== Data provided

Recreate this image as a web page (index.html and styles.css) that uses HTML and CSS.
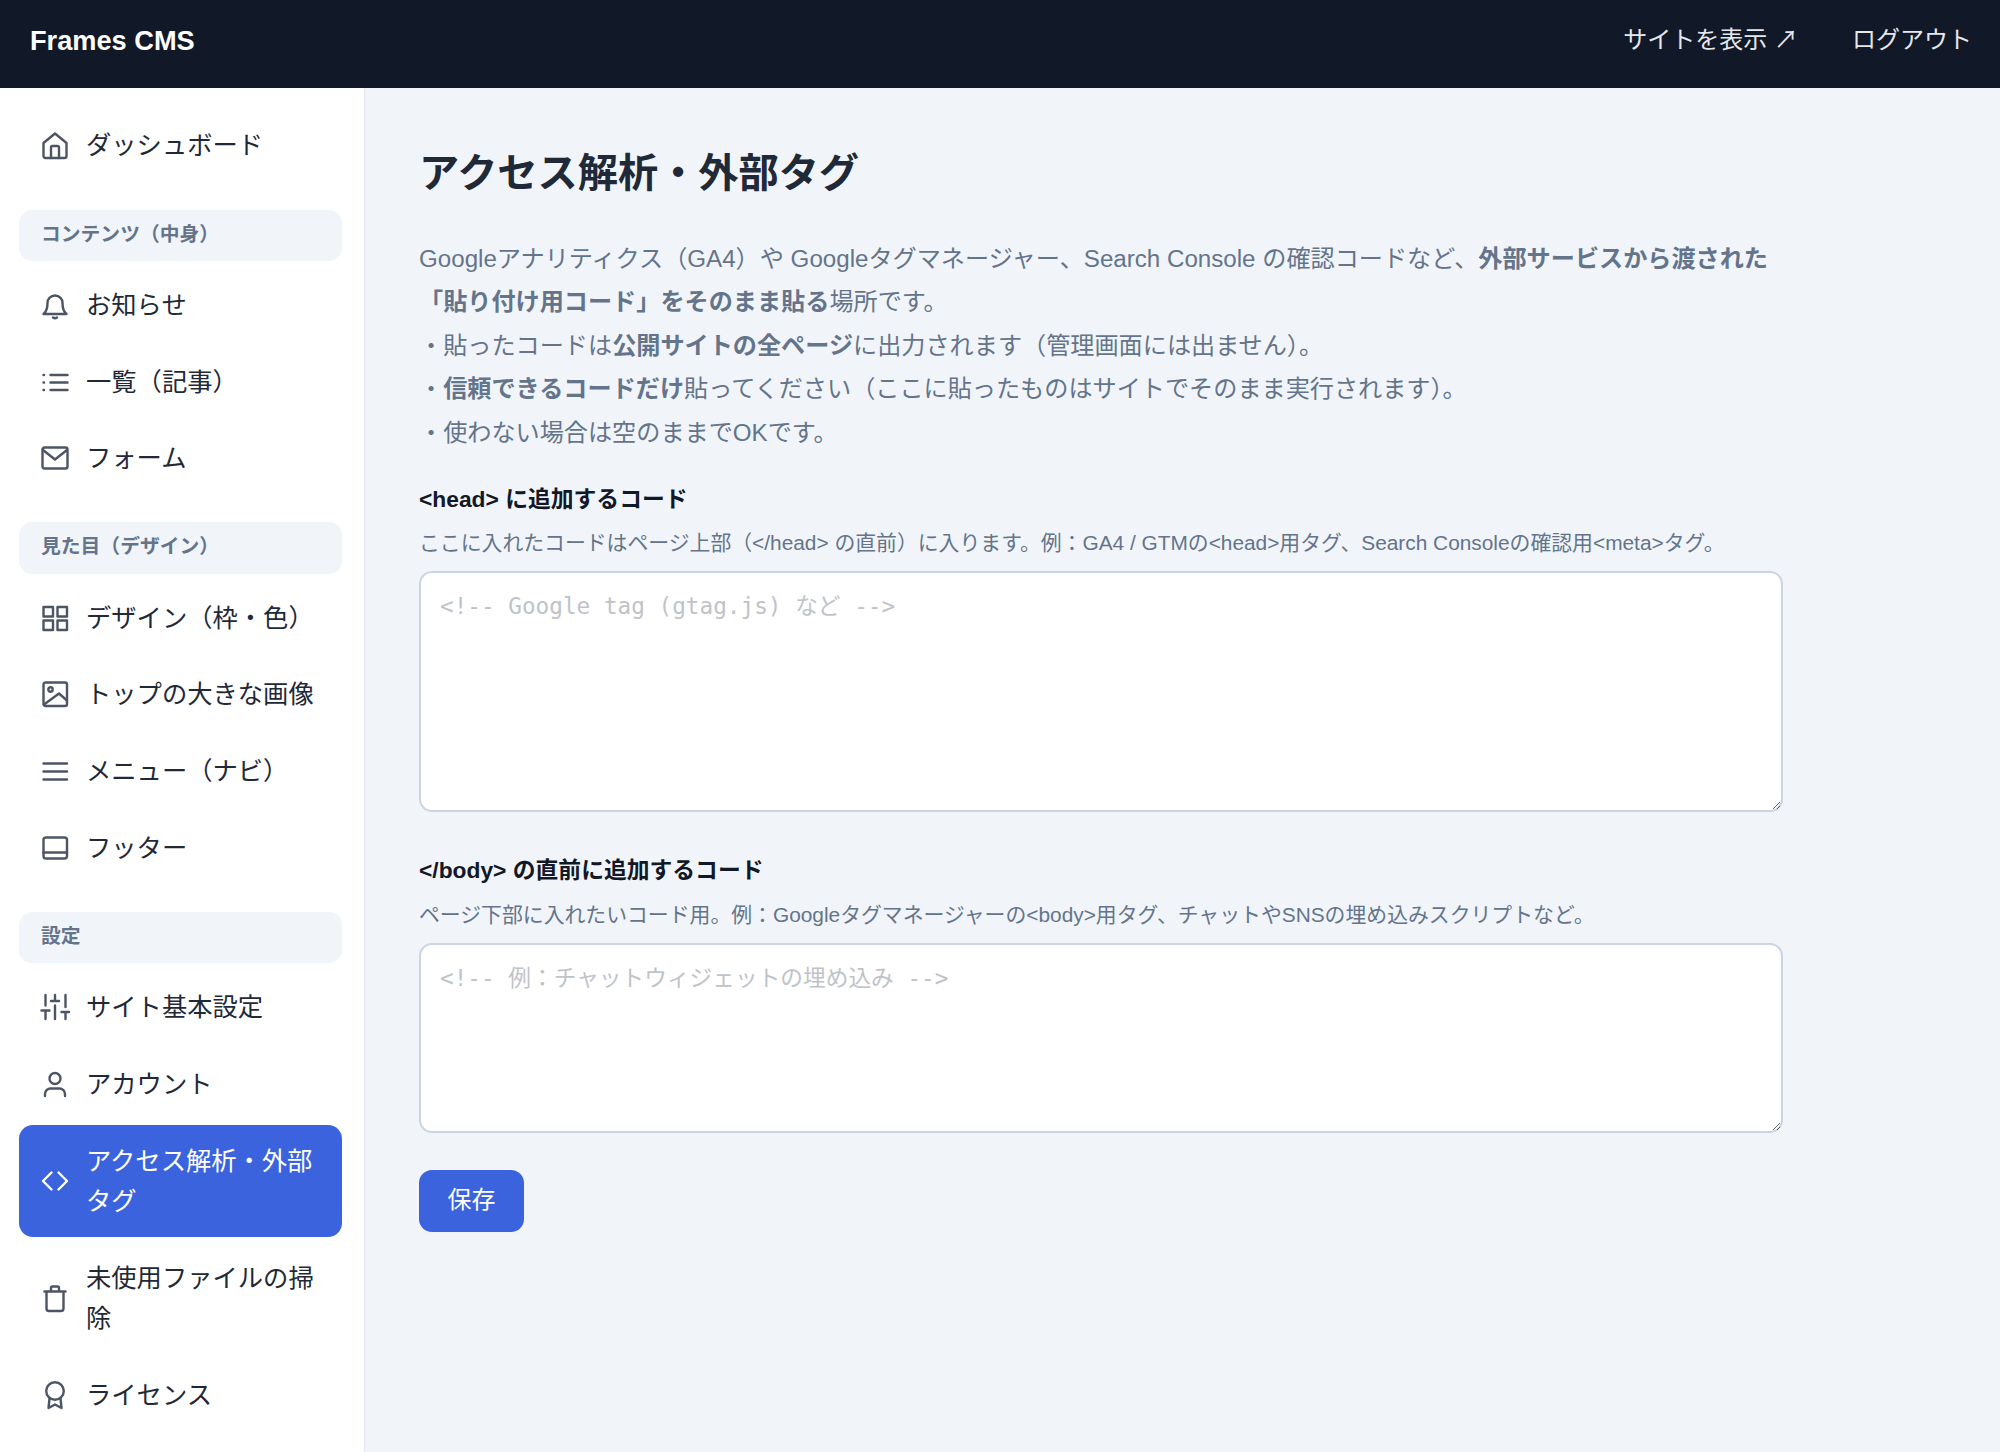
FILE: index.html
```html
<!DOCTYPE html>
<html lang="ja">
<head>
<meta charset="utf-8">
<title>アクセス解析・外部タグ - Frames CMS</title>
<link rel="stylesheet" href="styles.css">
</head>
<body>
<header class="topbar">
  <div class="brand">Frames CMS</div>
  <nav class="toplinks">
    <a class="toplink" href="#">サイトを表示 ↗</a>
    <a class="toplink" href="#">ログアウト</a>
  </nav>
</header>
<div class="layout">
  <aside class="sidebar">
    <a class="item" href="#">
      <svg class="icon" viewBox="0 0 28 28"><path d="M2.500 12 14 2.500 25.500 12V25a2 2 0 0 1-2 2H4.500a2 2 0 0 1-2-2Z"/><path d="M10 27V16.500a1.500 1.500 0 0 1 1.500-1.500h5a1.500 1.500 0 0 1 1.500 1.500V27"/></svg>
      <span>ダッシュボード</span>
    </a>
    <div class="section section-first">コンテンツ（中身）</div>
    <a class="item" href="#">
      <svg class="icon" viewBox="0 0 28 28"><path d="M2.500 23c2.700-2 4-5 4-11a7.500 7.500 0 0 1 15 0c0 6 1.300 9 4 11Z"/><path d="M12 26.500q2 1.500 4 0"/></svg>
      <span>お知らせ</span>
    </a>
    <a class="item" href="#">
      <svg class="icon" viewBox="0 0 28 28"><path d="M9.500 7H26.500M9.500 14.500H26.500M9.500 22H26.500"/><path d="M2.500 7h.5M2.500 14.500h.5M2.500 22h.5"/></svg>
      <span>一覧（記事）</span>
    </a>
    <a class="item" href="#">
      <svg class="icon" viewBox="0 0 28 28"><rect x="1.500" y="3.500" width="25" height="21" rx="2"/><path d="M2 6 14 15.500 26 6"/></svg>
      <span>フォーム</span>
    </a>
    <div class="section">見た目（デザイン）</div>
    <a class="item" href="#">
      <svg class="icon" viewBox="0 0 28 28"><rect x="2.500" y="3" width="9.500" height="9.500"/><rect x="16.500" y="3" width="9.500" height="9.500"/><rect x="2.500" y="16.500" width="9.500" height="9.500"/><rect x="16.500" y="16.500" width="9.500" height="9.500"/></svg>
      <span>デザイン（枠・色）</span>
    </a>
    <a class="item" href="#">
      <svg class="icon" viewBox="0 0 28 28"><rect x="2.500" y="2.500" width="23.500" height="23.500" rx="2"/><circle cx="9.500" cy="9.500" r="2.200"/><path d="M3 24.500 18 13.500 26 20.500"/></svg>
      <span>トップの大きな画像</span>
    </a>
    <a class="item" href="#">
      <svg class="icon" viewBox="0 0 28 28"><path d="M2.500 6.500H26M2.500 14.500H26M2.500 22.500H26"/></svg>
      <span>メニュー（ナビ）</span>
    </a>
    <a class="item" href="#">
      <svg class="icon" viewBox="0 0 28 28"><rect x="2.500" y="3.500" width="23.500" height="21" rx="2.500"/><path d="M2.500 18.500H26"/></svg>
      <span>フッター</span>
    </a>
    <div class="section">設定</div>
    <a class="item" href="#">
      <svg class="icon" viewBox="0 0 28 28"><path d="M4.500 26V17.500M4.500 12.500V2M14 26V12.500M14 7.500V2M24.500 26V19M24.500 14V2M0.500 17.500H8.500M10 8H18M20.500 19H28"/></svg>
      <span>サイト基本設定</span>
    </a>
    <a class="item" href="#">
      <svg class="icon" viewBox="0 0 28 28"><circle cx="14" cy="8.500" r="5.500"/><path d="M4 26V24a5.500 5.500 0 0 1 5.500-5.500h9A5.500 5.500 0 0 1 24 24v2"/></svg>
      <span>アカウント</span>
    </a>
    <a class="item item-active" href="#">
      <svg class="icon" viewBox="0 0 28 28"><path d="M10.500 5.500 2 14l8.500 8.500M17.500 5.500 26 14l-8.500 8.500"/></svg>
      <span>アクセス解析・外部タグ</span>
    </a>
    <a class="item item-low" href="#">
      <svg class="icon" viewBox="0 0 28 28"><path d="M3.500 7.500H24.500M5.500 7.500V24.500a2.500 2.500 0 0 0 2.500 2.500H20a2.500 2.500 0 0 0 2.500-2.500V7.500M10 7.500V4a1.500 1.500 0 0 1 1.500-1.500h5A1.500 1.500 0 0 1 18 4V7.500"/></svg>
      <span>未使用ファイルの掃除</span>
    </a>
    <a class="item" href="#">
      <svg class="icon" viewBox="0 0 28 28"><circle cx="14" cy="10" r="8.800"/><path d="M8.500 17.500 7.500 27 14 23.500 20.500 27 19.500 17.500"/></svg>
      <span>ライセンス</span>
    </a>
  </aside>
  <main class="main">
    <h1 class="title">アクセス解析・外部タグ</h1>
    <p class="intro">Googleアナリティクス（GA4）や Googleタグマネージャー、Search Console の確認コードなど、<strong>外部サービスから渡された<br>「貼り付け用コード」をそのまま貼る</strong>場所です。<br>・貼ったコードは<strong>公開サイトの全ページ</strong>に出力されます（管理画面には出ません）。<br>・<strong>信頼できるコードだけ</strong>貼ってください（ここに貼ったものはサイトでそのまま実行されます）。<br>・使わない場合は空のままでOKです。</p>
    <form class="form">
      <div class="field">
        <label class="label" for="head">&lt;head&gt; に追加するコード</label>
        <p class="hint">ここに入れたコードはページ上部（&lt;/head&gt; の直前）に入ります。例：GA4 / GTMの&lt;head&gt;用タグ、Search Consoleの確認用&lt;meta&gt;タグ。</p>
        <textarea class="code code-tall" id="head" placeholder="<!-- Google tag (gtag.js) など -->"></textarea>
      </div>
      <div class="field field-last">
        <label class="label" for="body">&lt;/body&gt; の直前に追加するコード</label>
        <p class="hint">ページ下部に入れたいコード用。例：Googleタグマネージャーの&lt;body&gt;用タグ、チャットやSNSの埋め込みスクリプトなど。</p>
        <textarea class="code code-short" id="body" placeholder="<!-- 例：チャットウィジェットの埋め込み -->"></textarea>
      </div>
      <button class="save" type="button">保存</button>
    </form>
  </main>
</div>
</body>
</html>
```

FILE: styles.css
```css
* { box-sizing: border-box; }
html, body { margin: 0; height: 100%; }
body {
  display: flex;
  flex-direction: column;
  height: 1452px;
  overflow: hidden;
  background: #f1f5f9;
  color: #1f2937;
  font-family: "Liberation Sans", "Noto Sans CJK JP", sans-serif;
}
a { text-decoration: none; color: inherit; }

.topbar {
  flex: none;
  height: 88px;
  padding: 0 28px 8px 30px;
  display: flex;
  align-items: center;
  justify-content: space-between;
  background: #111827;
  color: #fff;
}
.brand { padding-top: 1px; font-size: 27.2px; font-weight: 700; }
.toplinks { display: flex; gap: 54px; padding-bottom: 5px; }
.toplink { font-size: 24px; color: #e5e7eb; }

.layout { flex: 1; display: flex; min-height: 0; }

.sidebar {
  flex: none;
  width: 365px;
  padding: 20.6px 22px 0 19px;
  display: flex;
  flex-direction: column;
  gap: 4.8px;
  background: #fff;
  border-right: 1px solid #e5e7eb;
}
.item {
  display: flex;
  align-items: center;
  gap: 17px;
  padding: 16px 22px;
  border-radius: 14px;
  font-size: 25.3px;
  line-height: 40px;
  color: #1f2937;
}
.item-active { background: #3b63de; color: #fff; }
.item-low { margin-top: 1px; }
.icon {
  flex: none;
  width: 28px;
  height: 28px;
  overflow: visible;
  fill: none;
  stroke: #4b5563;
  stroke-width: 2.4;
  stroke-linecap: round;
  stroke-linejoin: round;
}
.item-active .icon { stroke: #fff; }
.section {
  margin: 23.2px 0 3.2px;
  padding: 0 22px;
  height: 51.2px;
  line-height: 49px;
  border-radius: 13px;
  background: #f1f5f9;
  font-size: 19.8px;
  font-weight: 700;
  color: #64748b;
}
.section-first { margin-top: 24.2px; }

.main { flex: 1; min-width: 0; padding: 60px 54px 0; }
.title {
  margin: 0 0 37px;
  font-size: 40.2px;
  line-height: 52px;
  font-weight: 700;
  color: #1f2937;
}
.intro {
  margin: 0 0 26.5px;
  font-size: 24.15px;
  line-height: 43.4px;
  color: #64748b;
}
.form { width: 1364px; }
.field { margin-bottom: 40px; }
.field-last { margin-bottom: 37.5px; }
.label {
  display: block;
  margin-bottom: 7.5px;
  font-size: 22.8px;
  line-height: 36px;
  font-weight: 700;
  color: #111827;
}
.hint {
  margin: 0 0 10px;
  font-size: 20.85px;
  line-height: 37px;
  color: #64748b;
}
.code {
  display: block;
  width: 100%;
  padding: 11px 19px;
  border: 2px solid #cbd5e1;
  border-radius: 13px;
  background: #fff;
  font-family: "DejaVu Sans Mono", "Noto Sans CJK JP", monospace;
  font-size: 22.7px;
  line-height: 44px;
  color: #1f2937;
}
.code::placeholder { color: #bfc3c9; opacity: 1; }
.code-tall { height: 241px; }
.code-short { height: 190px; }
.save {
  display: block;
  width: 105px;
  height: 62px;
  padding: 0 0 7px;
  border: 0;
  border-radius: 13px;
  background: #3b63de;
  color: #fff;
  font-family: inherit;
  font-size: 24px;
}
```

====

= Direction =
Report only how many lines of the listing hold the word "styles".

= Exercise result =
3